Common Mistakes to Avoid
These errors can quickly weaken your performance in a case study interview — even if your logic is solid.
- Jumping into the case without clarifying questions: Shows lack of strategic thinking and risks solving the wrong problem.
- Using generic or irrelevant frameworks: Forcing a memorized structure makes you look inexperienced.
- Overexplaining without a clear point: Long, unstructured answers lose the interviewer’s attention.
- Incorrect or unexplained math: The calculations don’t have to be perfect, but your method must be clear.
- Vague, high-level recommendations: Interviewers want actionable solutions, not buzzwords.
- Poor time management: Taking too long on one step leaves no room for analysis or recommendations.
- Forgetting to summarize your final answer: A strong recap ties everything together and shows communication maturity.
These issues are frequently discussed in general interview tips.
Case Study Interview Prep Checklist
Use this checklist to ensure you’re fully prepared before your interview:
- Practice 20–30 case interviews
- Master at least four core frameworks
- Build fast, accurate mental math
- Develop a clear, structured communication style
- Learn how to deliver concise, persuasive recommendations
- Conduct mock interviews with partners or coaches
- Review sample case studies from top consulting and tech firms
Final Thoughts
Case study interviews may seem challenging at first, but with the right preparation, structured thinking, and consistent practice, you can confidently tackle any business problem.
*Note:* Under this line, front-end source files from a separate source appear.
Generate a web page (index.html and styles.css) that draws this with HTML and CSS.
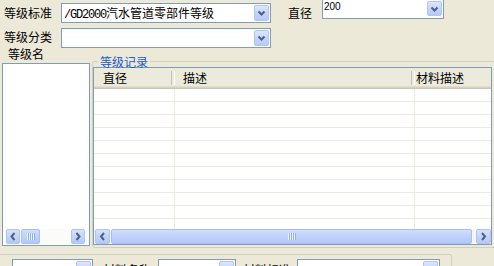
FILE: index.html
```html
<!DOCTYPE html>
<html lang="zh-CN">
<head>
<meta charset="utf-8">
<title>等级</title>
<link rel="stylesheet" href="styles.css">
</head>
<body>
<div class="app">
  <div class="row row1">
    <span class="lbl lbl-std">等级标准</span>
    <div class="combo c1">
      <span class="val"><span class="ascii">/GD2000</span>汽水管道零部件等级</span>
      <span class="btn"><svg width="13" height="14" viewBox="0 0 13 14"><path d="M3.5 5.5 L6.5 8.5 L9.5 5.5" fill="none" stroke="#4D6185" stroke-width="2"/></svg></span>
    </div>
    <span class="lbl lbl-dia">直径</span>
    <div class="combo c2">
      <span class="val num">200</span>
      <span class="btn"><svg width="13" height="14" viewBox="0 0 13 14"><path d="M3.5 5.5 L6.5 8.5 L9.5 5.5" fill="none" stroke="#4D6185" stroke-width="2"/></svg></span>
    </div>
  </div>
  <div class="row row2">
    <span class="lbl lbl-std">等级分类</span>
    <div class="combo c1 c3">
      <span class="val"></span>
      <span class="btn"><svg width="13" height="14" viewBox="0 0 13 14"><path d="M3.5 5.5 L6.5 8.5 L9.5 5.5" fill="none" stroke="#4D6185" stroke-width="2"/></svg></span>
    </div>
  </div>
  <div class="main">
    <div class="leftcol">
      <div class="lbl lbl-name">等级名</div>
      <div class="listbox">
        <div class="lb-body"></div>
        <div class="hscroll hs-small">
          <span class="sbtn"><svg width="12" height="13" viewBox="0 0 12 13"><path d="M7.5 3 L4.5 6.5 L7.5 10" fill="none" stroke="#4D6185" stroke-width="2"/></svg></span>
          <span class="thumb thumb-small"><span class="grip"></span></span>
          <span class="track"></span>
          <span class="sbtn"><svg width="12" height="13" viewBox="0 0 12 13"><path d="M4.5 3 L7.5 6.5 L4.5 10" fill="none" stroke="#4D6185" stroke-width="2"/></svg></span>
        </div>
      </div>
    </div>
    <fieldset class="group">
      <legend>等级记录</legend>
      <div class="table">
        <div class="thead">
          <div class="th col1">直径</div>
          <div class="th col2">描述</div>
          <div class="th col3">材料描述</div>
        </div>
        <div class="tbody">
          <div class="tr"><span class="td col1"></span><span class="td col2"></span><span class="td col3"></span></div>
          <div class="tr"><span class="td col1"></span><span class="td col2"></span><span class="td col3"></span></div>
          <div class="tr"><span class="td col1"></span><span class="td col2"></span><span class="td col3"></span></div>
          <div class="tr"><span class="td col1"></span><span class="td col2"></span><span class="td col3"></span></div>
          <div class="tr"><span class="td col1"></span><span class="td col2"></span><span class="td col3"></span></div>
          <div class="tr"><span class="td col1"></span><span class="td col2"></span><span class="td col3"></span></div>
          <div class="tr"><span class="td col1"></span><span class="td col2"></span><span class="td col3"></span></div>
          <div class="tr"><span class="td col1"></span><span class="td col2"></span><span class="td col3"></span></div>
          <div class="tr"><span class="td col1"></span><span class="td col2"></span><span class="td col3"></span></div>
          <div class="tr"><span class="td col1"></span><span class="td col2"></span><span class="td col3"></span></div>
          <div class="tr"><span class="td col1"></span><span class="td col2"></span><span class="td col3"></span></div>
        </div>
        <div class="hscroll hs-table">
          <span class="sbtn sbtn-w"><svg width="13" height="13" viewBox="0 0 13 13"><path d="M8 3 L5 6.5 L8 10" fill="none" stroke="#4D6185" stroke-width="2"/></svg></span>
          <span class="thumb thumb-table"><span class="grip"></span></span>
          <span class="track"></span>
          <span class="sbtn sbtn-w"><svg width="13" height="13" viewBox="0 0 13 13"><path d="M5 3 L8 6.5 L5 10" fill="none" stroke="#4D6185" stroke-width="2"/></svg></span>
        </div>
      </div>
    </fieldset>
  </div>
  <div class="bottom">
    <div class="combo ca"><span class="val"></span><span class="btn"></span></div>
    <span class="lbl lbl-b1">材料名称</span>
    <div class="combo cb"><span class="val"></span><span class="btn"></span></div>
    <span class="lbl lbl-b2">材料标准</span>
    <div class="combo cc"><span class="val"></span><span class="btn"></span></div>
  </div>
</div>
</body>
</html>
```

FILE: styles.css
```css
* { box-sizing: border-box; }
html, body { margin: 0; padding: 0; }
body {
  width: 494px;
  height: 266px;
  overflow: hidden;
  background: #ECE9D8;
  font-family: "Noto Sans CJK SC", "Liberation Sans", sans-serif;
  font-size: 12px;
  color: #000;
}
.app { width: 494px; }

.row { display: flex; align-items: flex-start; height: 24px; padding-left: 4px; }
.lbl { line-height: 14px; white-space: nowrap; }
.lbl-std { width: 57px; margin-top: 6px; }
.lbl-dia { width: 24px; margin-left: 17px; margin-top: 6px; }

.combo {
  display: flex;
  height: 20px;
  border: 1px solid #7F9DB9;
  background: #fff;
  flex-shrink: 0;
}
.combo .val {
  flex: 1;
  padding-left: 2px;
  line-height: 18px;
  white-space: nowrap;
  overflow: hidden;
}
.ascii {
  font-family: "Liberation Mono", monospace;
  font-size: 12px;
  letter-spacing: -1.2px;
}
.combo .btn {
  width: 15px;
  height: 16px;
  margin: 1px;
  border: 1px solid #B3C4EE;
  border-radius: 2px;
  background: linear-gradient(#DCE6FD, #C5D5FB 50%, #B6C9F7);
  display: flex;
}
.c1 { width: 210px; margin-top: 3px; }
.c3 { margin-top: 4px; }
.c2 { width: 122px; margin-left: 10px; margin-top: -1px; }
.c2 .btn { height: 15px; }
.num {
  font-family: "Liberation Sans", sans-serif;
  font-size: 10px;
  line-height: 12px !important;
  padding-top: 1px;
  padding-left: 1px !important;
}

.main { display: flex; align-items: flex-start; height: 200px; }
.leftcol { width: 90px; padding-left: 2px; }
.lbl-name { margin-left: 6px; line-height: 12px; }
.listbox {
  margin-top: 3px;
  width: 88px;
  height: 183px;
  border: 1px solid #7F9DB9;
  background: #fff;
  display: flex;
  flex-direction: column;
}
.lb-body { flex: 1; }

.hscroll {
  display: flex;
  height: 15px;
  flex-shrink: 0;
  background: #F6F5F0;
}
.hs-small { margin-bottom: 1px; padding-left: 3px; padding-right: 4px; background: #FBFBF8; }
.hs-table { padding-left: 1px; }
.sbtn {
  width: 14px;
  height: 15px;
  border: 1px solid #B1C3F0;
  border-radius: 2px;
  background: linear-gradient(#D6E1FD, #C0D2FA 60%, #B5C8F6);
  display: flex;
  align-items: center;
  justify-content: center;
  flex-shrink: 0;
}
.sbtn-w { width: 15px; }
.thumb {
  height: 15px;
  border: 1px solid #A9BEF2;
  border-radius: 2px;
  background: linear-gradient(#CFDCFD, #BDD0FA 60%, #B3C7F6);
  display: flex;
  align-items: center;
  justify-content: center;
  flex-shrink: 0;
}
.thumb-small { width: 19px; margin-left: 1px; }
.thumb-table { width: 361px; margin-left: 1px; }
.track { flex: 1; }
.grip {
  width: 8px;
  height: 7px;
  background: repeating-linear-gradient(90deg, #EEF4FE 0 1px, #8FAEF0 1px 2px);
}

.group {
  margin: 8px 0 0 2px;
  padding: 0 3px 2px 0;
  border: 1px solid #D0D0BF;
  border-radius: 3px;
  min-width: 0;
  width: 404px;
  flex-shrink: 0;
}
.group legend {
  margin-left: 5px;
  padding: 0 2px;
  line-height: 11px;
  color: #1D5BC8;
}
.table {
  width: 399px;
  height: 178px;
  border: 1px solid #7F9DB9;
  background: #fff;
  display: flex;
  flex-direction: column;
}
.thead {
  display: flex;
  height: 21px;
  flex-shrink: 0;
  background: linear-gradient(#EBEADB 0, #EBEADB 18px, #E2DECD 18px, #E2DECD 19px, #D6D2C2 19px, #D6D2C2 20px, #CBC7B8 20px);
}
.th {
  position: relative;
  line-height: 16px;
  padding-top: 2px;
  white-space: nowrap;
}
.th.col1 { padding-left: 9px; }
.th.col2 { padding-left: 8px; }
.th.col3 { padding-left: 1px; }
.col1 { width: 81px; flex-shrink: 0; }
.col2 { width: 240px; flex-shrink: 0; }
.col3 { flex: 1; }
.th.col1::after, .th.col2::after {
  content: "";
  position: absolute;
  right: 0;
  top: 3px;
  width: 2px;
  height: 14px;
  border-left: 1px solid #C7C5B2;
  border-right: 1px solid #fff;
}
.tbody { flex: 1; overflow: hidden; }
.tr { display: flex; height: 13px; border-bottom: 1px solid #EDEBE0; }
.td.col1, .td.col2 { border-right: 1px solid #EDEBE0; }

.bottom {
  margin-top: 6px;
  margin-left: -5px;
  width: 457px;
  height: 30px;
  border: 1px solid #D0D0BF;
  border-bottom: none;
  border-radius: 3px 3px 0 0;
  padding-top: 4px;
  display: flex;
  align-items: flex-start;
}
.ca { width: 81px; margin-left: 16px; }
.cb { width: 78px; margin-left: 7px; }
.cc { width: 143px; margin-left: 6px; }
.bottom .lbl { line-height: 12px; margin-top: 5px; width: 48px; }
.lbl-b1 { margin-left: 10px; }
.lbl-b2 { margin-left: 7px; }
```
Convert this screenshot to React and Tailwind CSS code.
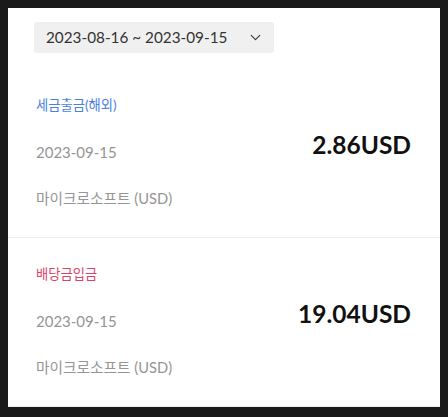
import { ChevronDown } from 'lucide-react'

const items = [
  { type: '세금출금(해외)', color: 'text-[#4a80e0]', date: '2023-09-15', amount: '2.86USD', name: '마이크로소프트 (USD)' },
  { type: '배당금입금', color: 'text-[#d9456a]', date: '2023-09-15', amount: '19.04USD', name: '마이크로소프트 (USD)' },
]

export default function App() {
  return (
    <div className="h-[417px] bg-[#1a1a1a] px-[8px] pt-[8px] overflow-hidden font-['Lato','Noto_Sans_CJK_KR',sans-serif]">
      <div className="bg-white">
        <div className="pt-[14px] pb-[16px] pl-[26px]">
          <button className="w-[240px] h-[31px] flex items-center justify-between pl-[12px] pr-[10px] bg-[#f0f0f0] rounded-[3px] text-[#333] text-[15.3px]">
            <span>2023-08-16 ~ 2023-09-15</span>
            <ChevronDown size={17} strokeWidth={1.6} className="text-[#333]" />
          </button>
        </div>

        {items.map((it, i) => (
          <div key={i} className="h-[169px] border-b border-[#ececec] pt-[27px] pl-[28px] pr-[29px]">
            <p className={`text-[13.3px] leading-[18px] ${it.color}`}>{it.type}</p>
            <div className="flex justify-between items-start mt-[16px]">
              <span className="mt-[12px] text-[15px] leading-[20px] text-[#959595]">{it.date}</span>
              <span className="text-[24.5px] leading-[30px] font-bold text-[#111]">{it.amount}</span>
            </div>
            <p className="mt-[26px] text-[14.7px] leading-[20px] text-[#959595]">{it.name}</p>
          </div>
        ))}
      </div>
    </div>
  )
}
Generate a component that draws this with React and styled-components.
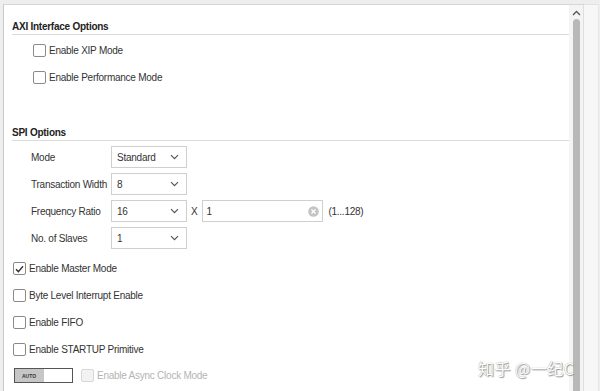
import React from 'react';
import styled, { createGlobalStyle } from 'styled-components';

const GlobalStyle = createGlobalStyle`
  html, body {
    margin: 0;
    padding: 0;
    background: #f0f0f0;
    font-family: "Liberation Sans", Arial, sans-serif;
    font-size: 10px;
    letter-spacing: -0.25px;
    color: #333;
  }
`;

const Frame = styled.div`
  position: relative;
  width: 600px;
  height: 391px;
  overflow: hidden;
  display: flex;
  padding-top: 4px;
  box-sizing: border-box;
  background: #eeeeee;
`;

const Panel = styled.div`
  flex: 1;
  display: flex;
  margin-left: 3px;
  border-top: 1px solid #d6d6d6;
  border-left: 1px solid #c8c8c8;
  background: #fff;
`;

const Content = styled.div`
  flex: 1;
  padding: 15px 0 0 8px;
  box-sizing: border-box;
`;

const Section = styled.div`
  margin-bottom: ${p => p.$gap || 0}px;
`;

const SectionTitle = styled.div`
  font-weight: bold;
  line-height: 13px;
  color: #222;
  padding-bottom: 1px;
  border-bottom: 1px solid #dcdcdc;
`;

const CheckList = styled.div`
  display: flex;
  flex-direction: column;
  gap: ${p => p.$gap}px;
  padding-left: ${p => p.$indent}px;
  padding-top: ${p => p.$top}px;
`;

const CheckRow = styled.label`
  display: flex;
  align-items: center;
  gap: 3px;
  height: 13px;
  white-space: nowrap;
  color: ${p => (p.$disabled ? '#b4b4b4' : '#333')};
`;

const Box = styled.span`
  width: 11px;
  height: 11px;
  border: 1px solid ${p => (p.$disabled ? '#d8d8d8' : '#8a8a8a')};
  border-radius: 2px;
  background: ${p => (p.$disabled ? '#f2f2f2' : '#fff')};
  display: flex;
  align-items: center;
  justify-content: center;
  flex-shrink: 0;
`;

const Form = styled.div`
  display: grid;
  grid-template-columns: 80px auto;
  row-gap: 5px;
  padding: 5px 0 0 19px;
  align-items: center;
`;

const Label = styled.span`
  white-space: nowrap;
  color: #333;
`;

const Field = styled.div`
  display: flex;
  align-items: center;
`;

const Select = styled.div`
  width: 76px;
  height: 22px;
  box-sizing: border-box;
  border: 1px solid #cfcfcf;
  display: flex;
  align-items: center;
  justify-content: space-between;
  padding: 0 7px 0 5px;
  background: #fff;
`;

const Times = styled.span`
  margin: 0 5px 0 4px;
`;

const TextInput = styled.div`
  width: 121px;
  height: 22px;
  box-sizing: border-box;
  border: 1px solid #cfcfcf;
  display: flex;
  align-items: center;
  justify-content: space-between;
  padding: 0 3px;
`;

const Range = styled.span`
  margin-left: 5px;
  color: #333;
`;

const Toggle = styled.div`
  width: 59px;
  height: 15px;
  box-sizing: border-box;
  border: 1px solid #555;
  display: flex;
  background: #fff;
`;

const ToggleKnob = styled.div`
  width: 29px;
  background: #c6c6c6;
  font-size: 5px;
  letter-spacing: 0;
  font-weight: bold;
  color: #333;
  display: flex;
  align-items: center;
  padding-left: 7px;
  box-sizing: border-box;
`;

const AutoRow = styled.div`
  display: flex;
  align-items: center;
  gap: 8px;
  padding: 12px 0 0 2px;
`;

const ScrollColumn = styled.div`
  width: 14px;
  background: #f4f4f4;
  border-right: 1px solid #dedede;
  display: flex;
  flex-direction: column;
  align-items: center;
  padding-top: 5px;
`;

const Thumb = styled.div`
  width: 7px;
  flex: 1;
  margin-top: 3px;
  background: #b8b8b8;
  border-radius: 4px 4px 0 0;
`;

const Edge = styled.div`
  width: 14px;
  background: #f7f7f7;
  border-top: 1px solid #e2e2e2;
  border-right: 1px solid #e6e6e6;
  margin-right: 1px;
`;

const Watermark = styled.div`
  position: absolute;
  left: 478px;
  top: 356px;
  font-family: "Noto Sans CJK SC", "Liberation Sans", sans-serif;
  font-size: 16px;
  color: #fff;
  text-shadow: 0 0 1px #888, 1px 1px 1px #999;
  letter-spacing: 0.5px;
`;

const Chevron = () => (
  <svg width="9" height="6" viewBox="0 0 9 6">
    <path d="M1 1.2l3.5 3.5L8 1.2" fill="none" stroke="#555" strokeWidth="1.2" />
  </svg>
);

const Check = () => (
  <svg width="9" height="8" viewBox="0 0 9 8">
    <path d="M1 4.2l2.4 2.4L8 1.2" fill="none" stroke="#333" strokeWidth="1.4" />
  </svg>
);

const ClearIcon = () => (
  <svg width="11" height="11" viewBox="0 0 11 11">
    <circle cx="5.5" cy="5.5" r="5.3" fill="#c4c4c4" />
    <path d="M3.5 3.5l4 4M7.5 3.5l-4 4" stroke="#fff" strokeWidth="1.3" />
  </svg>
);

const UpArrow = () => (
  <svg width="9" height="6" viewBox="0 0 9 6">
    <path d="M1 5l3.5-3.5L8 5" fill="none" stroke="#555" strokeWidth="1.3" />
  </svg>
);

function CheckItem({ children, checked, disabled }) {
  return (
    <CheckRow $disabled={disabled}>
      <Box $disabled={disabled}>{checked && <Check />}</Box>
      {children}
    </CheckRow>
  );
}

function Dropdown({ value }) {
  return (
    <Select>
      <span>{value}</span>
      <Chevron />
    </Select>
  );
}

function App() {
  return (
    <Frame>
      <GlobalStyle />
      <Panel>
        <Content>
          <Section $gap={42}>
            <SectionTitle>AXI Interface Options</SectionTitle>
            <CheckList $gap={14} $indent={21} $top={9}>
              <CheckItem>Enable XIP Mode</CheckItem>
              <CheckItem>Enable Performance Mode</CheckItem>
            </CheckList>
          </Section>
          <Section>
            <SectionTitle>SPI Options</SectionTitle>
            <Form>
              <Label>Mode</Label>
              <Field><Dropdown value="Standard" /></Field>
              <Label>Transaction Width</Label>
              <Field><Dropdown value="8" /></Field>
              <Label>Frequency Ratio</Label>
              <Field>
                <Dropdown value="16" />
                <Times>X</Times>
                <TextInput>
                  <span>1</span>
                  <ClearIcon />
                </TextInput>
                <Range>(1...128)</Range>
              </Field>
              <Label>No. of Slaves</Label>
              <Field><Dropdown value="1" /></Field>
            </Form>
            <CheckList $gap={14} $indent={1} $top={13}>
              <CheckItem checked>Enable Master Mode</CheckItem>
              <CheckItem>Byte Level Interrupt Enable</CheckItem>
              <CheckItem>Enable FIFO</CheckItem>
              <CheckItem>Enable STARTUP Primitive</CheckItem>
            </CheckList>
            <AutoRow>
              <Toggle>
                <ToggleKnob>AUTO</ToggleKnob>
              </Toggle>
              <CheckItem disabled>Enable Async Clock Mode</CheckItem>
            </AutoRow>
          </Section>
        </Content>
        <ScrollColumn>
          <UpArrow />
          <Thumb />
        </ScrollColumn>
      </Panel>
      <Edge />
      <Watermark>知乎 @一纪C</Watermark>
    </Frame>
  );
}

export default App;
By mastering proven frameworks, strengthening analytical skills, and improving communication — including clear body language and presence in interviews — you’ll be ready to impress.
After the interview, don’t forget to reinforce your performance with a professional thank-you email after the interview and a timely follow-up email.
With disciplined case study interview prep, you’ll walk in ready to solve complex problems — and walk out one step closer to the offer.